Appena seppi, solamente, che esistevo
e che avrei potuto essere, continuare,
ebbi paura di ciò, della vita,
desiderai che non mi vedessero,
che non si conoscesse la mia esistenza.
Divenni magro, pallido, assente,
non volli parlare perché non potessero
riconoscere la mia voce, non volli vedere
perché non mi vedessero,
camminando, mi strinsi contro il muro
come un’ombra che scivoli via.
Mi sarei vestito
di tegole rosse, di fumo,
per restare lì, ma invisibile,
essere presente in tutto, ma lungi,
conservare la mia identità oscura,
legata al ritmo della primavera.
[Pablo Neruda]
Poesia tratta da “Memorial de l’Isla Negra”, in cui il poeta, nonché attivista, cileno descrive uno dei periodi più difficili della vita: l’adolescenza.

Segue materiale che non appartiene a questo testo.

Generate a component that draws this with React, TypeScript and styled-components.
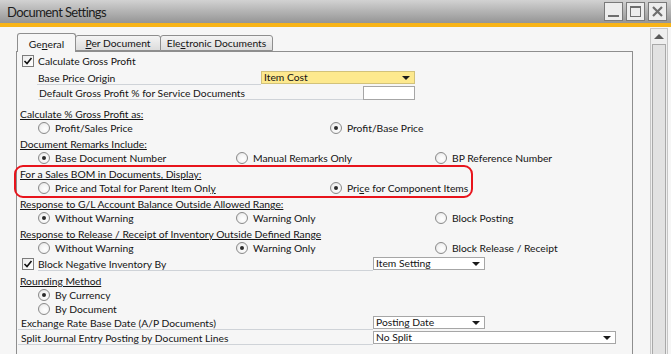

Con lucido e tenero disagio, viene allontanata la propria età.
Restar chiusi in sé con una porta sul presente che vuol restar sempre chiusa. L’ordine è: osservare, ma non agire.
I versi, egregiamente trattati per chiarezza e assennato fascino, descrivono il rifiuto della propria immagine; ripercorrono la lotta in maschera contro le parole e i giudizi dell’esterno, che possono far male, come lame sulla pelle; sottolineano un’avversione, pregna di paura, verso un futuro, di cui si ignorano le coordinate di partenza e d’arrivo.
Il mimetismo esasperato delle proprie emozioni è un istinto primordiale di autodifesa. Il “non vivere” in questa fase non solo può essere più vantaggioso che “vivere”, ma a volte può essere l’unico modo per sopravvivere.